• [Your task]
Pick out each line of the records in which the word "this" appears.

── Dataset extract ──

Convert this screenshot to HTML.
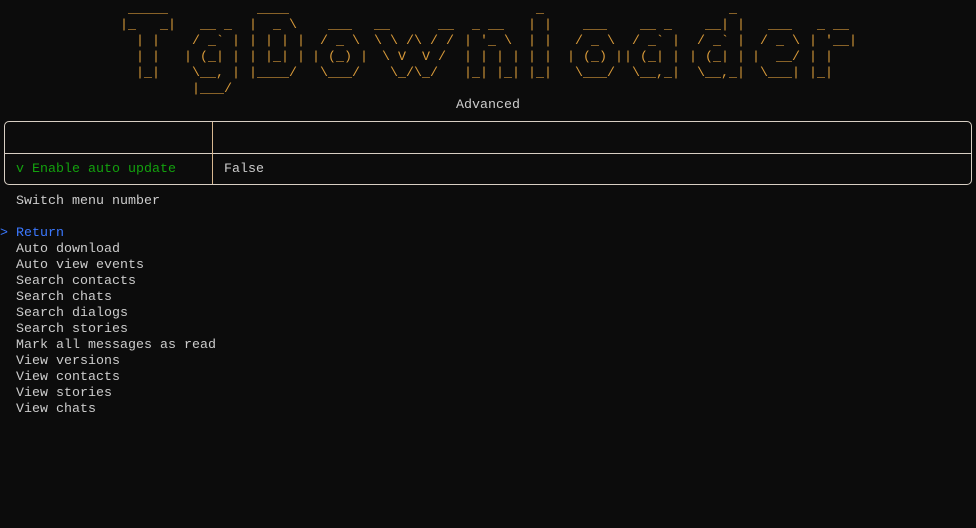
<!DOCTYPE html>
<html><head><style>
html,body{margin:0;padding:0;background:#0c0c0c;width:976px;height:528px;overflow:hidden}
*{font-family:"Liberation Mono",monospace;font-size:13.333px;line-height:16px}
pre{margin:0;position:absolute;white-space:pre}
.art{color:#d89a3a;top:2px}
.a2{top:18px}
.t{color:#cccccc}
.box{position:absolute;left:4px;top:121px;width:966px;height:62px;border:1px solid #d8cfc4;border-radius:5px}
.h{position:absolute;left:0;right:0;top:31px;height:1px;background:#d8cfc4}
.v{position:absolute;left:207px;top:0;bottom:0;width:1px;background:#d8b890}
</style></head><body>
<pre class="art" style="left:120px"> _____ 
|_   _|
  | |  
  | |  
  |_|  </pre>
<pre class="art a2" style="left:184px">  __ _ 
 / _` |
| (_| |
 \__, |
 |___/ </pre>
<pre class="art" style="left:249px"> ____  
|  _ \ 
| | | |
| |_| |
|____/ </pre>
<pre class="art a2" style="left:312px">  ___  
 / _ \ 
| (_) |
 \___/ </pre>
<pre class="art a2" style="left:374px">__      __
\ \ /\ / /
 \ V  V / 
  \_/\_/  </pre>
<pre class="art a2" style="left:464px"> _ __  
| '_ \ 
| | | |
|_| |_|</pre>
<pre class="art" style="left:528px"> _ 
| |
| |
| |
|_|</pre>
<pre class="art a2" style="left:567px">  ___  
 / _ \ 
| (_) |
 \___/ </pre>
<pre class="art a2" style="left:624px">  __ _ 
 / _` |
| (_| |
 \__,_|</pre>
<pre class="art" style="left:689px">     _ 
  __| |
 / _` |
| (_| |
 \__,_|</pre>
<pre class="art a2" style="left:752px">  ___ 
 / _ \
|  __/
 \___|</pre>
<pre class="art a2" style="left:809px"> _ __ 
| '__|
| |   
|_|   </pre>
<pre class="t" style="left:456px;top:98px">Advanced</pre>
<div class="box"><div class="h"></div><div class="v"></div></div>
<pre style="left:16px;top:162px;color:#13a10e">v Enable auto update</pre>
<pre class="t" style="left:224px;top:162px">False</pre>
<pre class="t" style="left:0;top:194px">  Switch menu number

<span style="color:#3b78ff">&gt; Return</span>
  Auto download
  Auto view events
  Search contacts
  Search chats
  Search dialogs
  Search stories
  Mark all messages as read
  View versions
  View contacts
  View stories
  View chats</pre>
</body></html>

───
── Dataset extract ──

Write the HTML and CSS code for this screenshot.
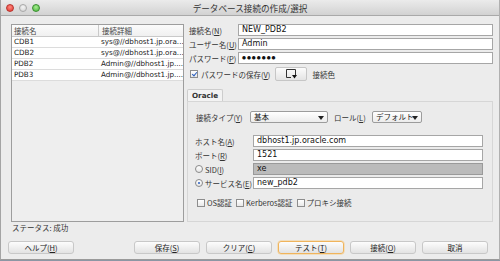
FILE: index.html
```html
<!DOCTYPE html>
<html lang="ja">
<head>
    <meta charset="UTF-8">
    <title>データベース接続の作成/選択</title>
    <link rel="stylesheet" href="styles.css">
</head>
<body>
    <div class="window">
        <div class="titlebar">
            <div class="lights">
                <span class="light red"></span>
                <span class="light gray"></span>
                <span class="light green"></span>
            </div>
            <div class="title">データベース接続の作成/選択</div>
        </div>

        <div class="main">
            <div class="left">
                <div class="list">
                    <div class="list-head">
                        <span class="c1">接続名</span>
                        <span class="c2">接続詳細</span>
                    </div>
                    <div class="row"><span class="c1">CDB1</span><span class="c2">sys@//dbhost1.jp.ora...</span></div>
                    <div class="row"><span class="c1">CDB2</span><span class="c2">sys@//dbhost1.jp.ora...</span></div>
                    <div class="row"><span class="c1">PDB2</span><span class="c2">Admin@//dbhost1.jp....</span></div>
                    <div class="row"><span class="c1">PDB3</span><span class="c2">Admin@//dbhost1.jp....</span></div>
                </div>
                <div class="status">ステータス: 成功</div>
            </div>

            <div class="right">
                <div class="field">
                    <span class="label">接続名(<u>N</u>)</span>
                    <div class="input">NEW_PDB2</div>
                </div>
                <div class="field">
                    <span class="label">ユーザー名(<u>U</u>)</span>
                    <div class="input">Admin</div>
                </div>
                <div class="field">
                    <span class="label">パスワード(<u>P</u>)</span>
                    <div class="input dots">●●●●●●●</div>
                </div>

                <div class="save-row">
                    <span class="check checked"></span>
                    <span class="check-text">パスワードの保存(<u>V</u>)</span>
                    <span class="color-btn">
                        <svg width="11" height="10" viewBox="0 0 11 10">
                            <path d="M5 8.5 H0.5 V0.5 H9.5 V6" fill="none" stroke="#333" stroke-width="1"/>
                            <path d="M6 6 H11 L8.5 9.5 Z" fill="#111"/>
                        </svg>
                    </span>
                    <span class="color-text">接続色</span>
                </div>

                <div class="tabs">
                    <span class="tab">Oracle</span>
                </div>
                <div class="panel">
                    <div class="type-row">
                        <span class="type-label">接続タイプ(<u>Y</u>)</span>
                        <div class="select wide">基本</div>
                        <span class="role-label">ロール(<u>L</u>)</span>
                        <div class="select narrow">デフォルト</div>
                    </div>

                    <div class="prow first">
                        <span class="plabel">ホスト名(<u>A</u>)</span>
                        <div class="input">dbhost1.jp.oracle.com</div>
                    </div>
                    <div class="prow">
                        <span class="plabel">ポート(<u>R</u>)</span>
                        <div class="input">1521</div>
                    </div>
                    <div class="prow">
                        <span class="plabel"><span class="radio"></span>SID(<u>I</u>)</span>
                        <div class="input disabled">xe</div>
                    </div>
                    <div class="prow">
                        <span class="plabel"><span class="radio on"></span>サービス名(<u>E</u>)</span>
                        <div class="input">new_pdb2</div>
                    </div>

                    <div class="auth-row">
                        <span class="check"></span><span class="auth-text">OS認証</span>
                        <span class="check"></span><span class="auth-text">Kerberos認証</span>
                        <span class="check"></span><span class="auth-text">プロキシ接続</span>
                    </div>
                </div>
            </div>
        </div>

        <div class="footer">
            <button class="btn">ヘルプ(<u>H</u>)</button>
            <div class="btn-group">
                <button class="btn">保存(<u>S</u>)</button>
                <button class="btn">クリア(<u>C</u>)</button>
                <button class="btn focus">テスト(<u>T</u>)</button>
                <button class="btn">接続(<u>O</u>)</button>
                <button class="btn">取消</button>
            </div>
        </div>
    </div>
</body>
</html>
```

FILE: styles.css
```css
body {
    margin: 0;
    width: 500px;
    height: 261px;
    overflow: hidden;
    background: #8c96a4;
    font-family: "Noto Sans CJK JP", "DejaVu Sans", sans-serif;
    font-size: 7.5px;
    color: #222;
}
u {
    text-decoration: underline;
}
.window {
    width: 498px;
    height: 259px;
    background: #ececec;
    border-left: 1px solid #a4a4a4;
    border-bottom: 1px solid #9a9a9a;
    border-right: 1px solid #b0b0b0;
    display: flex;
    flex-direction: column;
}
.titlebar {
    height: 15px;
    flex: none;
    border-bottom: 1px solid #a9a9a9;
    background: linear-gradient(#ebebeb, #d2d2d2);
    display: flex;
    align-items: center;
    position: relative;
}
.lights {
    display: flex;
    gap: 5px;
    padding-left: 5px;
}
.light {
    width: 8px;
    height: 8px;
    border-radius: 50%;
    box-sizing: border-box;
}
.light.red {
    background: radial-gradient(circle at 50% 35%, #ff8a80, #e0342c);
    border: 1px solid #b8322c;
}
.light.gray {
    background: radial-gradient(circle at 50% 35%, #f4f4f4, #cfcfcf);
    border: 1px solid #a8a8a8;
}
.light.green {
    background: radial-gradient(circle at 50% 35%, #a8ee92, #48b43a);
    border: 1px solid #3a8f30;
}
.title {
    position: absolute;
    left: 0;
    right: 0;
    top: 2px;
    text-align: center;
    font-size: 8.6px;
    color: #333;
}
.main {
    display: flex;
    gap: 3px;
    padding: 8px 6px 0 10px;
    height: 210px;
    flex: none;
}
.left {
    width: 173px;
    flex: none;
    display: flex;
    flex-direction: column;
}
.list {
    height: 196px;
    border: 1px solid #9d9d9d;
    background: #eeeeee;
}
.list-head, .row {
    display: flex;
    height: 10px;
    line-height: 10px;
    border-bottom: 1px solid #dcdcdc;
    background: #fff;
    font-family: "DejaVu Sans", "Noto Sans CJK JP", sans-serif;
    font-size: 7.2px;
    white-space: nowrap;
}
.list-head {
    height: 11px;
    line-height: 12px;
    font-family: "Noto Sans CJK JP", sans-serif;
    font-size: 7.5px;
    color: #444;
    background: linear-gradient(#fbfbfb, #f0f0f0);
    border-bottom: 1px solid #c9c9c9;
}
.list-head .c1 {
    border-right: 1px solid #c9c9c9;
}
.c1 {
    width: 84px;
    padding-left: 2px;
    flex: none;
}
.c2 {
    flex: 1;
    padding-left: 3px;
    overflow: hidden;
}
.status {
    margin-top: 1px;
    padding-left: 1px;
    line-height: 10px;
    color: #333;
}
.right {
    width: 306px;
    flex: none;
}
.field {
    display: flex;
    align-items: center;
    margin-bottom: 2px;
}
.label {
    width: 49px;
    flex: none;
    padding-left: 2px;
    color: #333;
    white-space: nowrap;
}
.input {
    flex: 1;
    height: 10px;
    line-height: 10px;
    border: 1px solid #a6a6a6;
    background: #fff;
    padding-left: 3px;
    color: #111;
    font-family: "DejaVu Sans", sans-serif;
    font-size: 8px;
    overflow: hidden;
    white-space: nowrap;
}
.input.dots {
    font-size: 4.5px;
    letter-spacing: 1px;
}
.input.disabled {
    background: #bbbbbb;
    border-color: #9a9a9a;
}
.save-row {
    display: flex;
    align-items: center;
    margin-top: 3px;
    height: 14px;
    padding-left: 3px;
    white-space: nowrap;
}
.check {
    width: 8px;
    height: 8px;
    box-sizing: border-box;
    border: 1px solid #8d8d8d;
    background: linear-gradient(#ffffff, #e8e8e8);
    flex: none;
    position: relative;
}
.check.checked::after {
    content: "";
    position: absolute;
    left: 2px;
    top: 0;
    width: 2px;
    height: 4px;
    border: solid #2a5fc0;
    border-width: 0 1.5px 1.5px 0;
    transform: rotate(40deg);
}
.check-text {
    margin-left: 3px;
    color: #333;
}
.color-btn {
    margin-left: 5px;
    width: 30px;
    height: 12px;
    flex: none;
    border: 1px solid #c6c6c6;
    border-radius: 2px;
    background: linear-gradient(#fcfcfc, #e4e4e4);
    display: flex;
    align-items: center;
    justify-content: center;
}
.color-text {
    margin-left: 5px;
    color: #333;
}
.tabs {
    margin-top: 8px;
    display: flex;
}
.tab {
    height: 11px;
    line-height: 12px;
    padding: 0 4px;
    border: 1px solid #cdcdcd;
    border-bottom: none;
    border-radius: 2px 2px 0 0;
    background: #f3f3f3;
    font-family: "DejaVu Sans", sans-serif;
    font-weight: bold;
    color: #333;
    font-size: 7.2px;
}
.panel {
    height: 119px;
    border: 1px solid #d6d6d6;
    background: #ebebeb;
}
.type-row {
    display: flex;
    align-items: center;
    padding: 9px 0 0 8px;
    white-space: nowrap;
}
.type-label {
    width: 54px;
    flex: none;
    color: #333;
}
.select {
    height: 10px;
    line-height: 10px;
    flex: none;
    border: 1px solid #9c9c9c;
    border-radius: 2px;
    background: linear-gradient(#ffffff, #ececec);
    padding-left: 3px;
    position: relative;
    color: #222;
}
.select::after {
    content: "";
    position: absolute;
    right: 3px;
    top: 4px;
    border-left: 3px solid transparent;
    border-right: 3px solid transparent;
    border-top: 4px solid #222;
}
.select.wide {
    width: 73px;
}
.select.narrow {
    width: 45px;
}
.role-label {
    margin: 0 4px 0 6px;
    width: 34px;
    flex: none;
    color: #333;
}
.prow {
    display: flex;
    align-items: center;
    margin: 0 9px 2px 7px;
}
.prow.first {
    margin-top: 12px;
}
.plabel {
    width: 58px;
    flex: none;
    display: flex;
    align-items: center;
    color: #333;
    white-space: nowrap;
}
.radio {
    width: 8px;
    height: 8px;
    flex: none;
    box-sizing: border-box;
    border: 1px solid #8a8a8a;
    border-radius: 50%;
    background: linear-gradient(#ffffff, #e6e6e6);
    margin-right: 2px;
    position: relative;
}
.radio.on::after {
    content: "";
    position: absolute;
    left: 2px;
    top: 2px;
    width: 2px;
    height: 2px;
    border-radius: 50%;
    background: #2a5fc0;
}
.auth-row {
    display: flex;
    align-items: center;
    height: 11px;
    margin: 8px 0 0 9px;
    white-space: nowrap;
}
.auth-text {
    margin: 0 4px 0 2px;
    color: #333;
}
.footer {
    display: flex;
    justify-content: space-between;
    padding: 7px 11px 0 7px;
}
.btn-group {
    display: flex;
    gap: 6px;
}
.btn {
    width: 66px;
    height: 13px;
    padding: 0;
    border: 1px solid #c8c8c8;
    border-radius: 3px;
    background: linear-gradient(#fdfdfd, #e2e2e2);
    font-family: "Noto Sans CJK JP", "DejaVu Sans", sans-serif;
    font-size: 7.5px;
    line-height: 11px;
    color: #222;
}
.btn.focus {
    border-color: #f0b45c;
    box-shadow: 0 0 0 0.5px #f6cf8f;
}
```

───

• [Full response]
Convert this screenshot to HTML.
Write the HTML and CSS code for this screenshot.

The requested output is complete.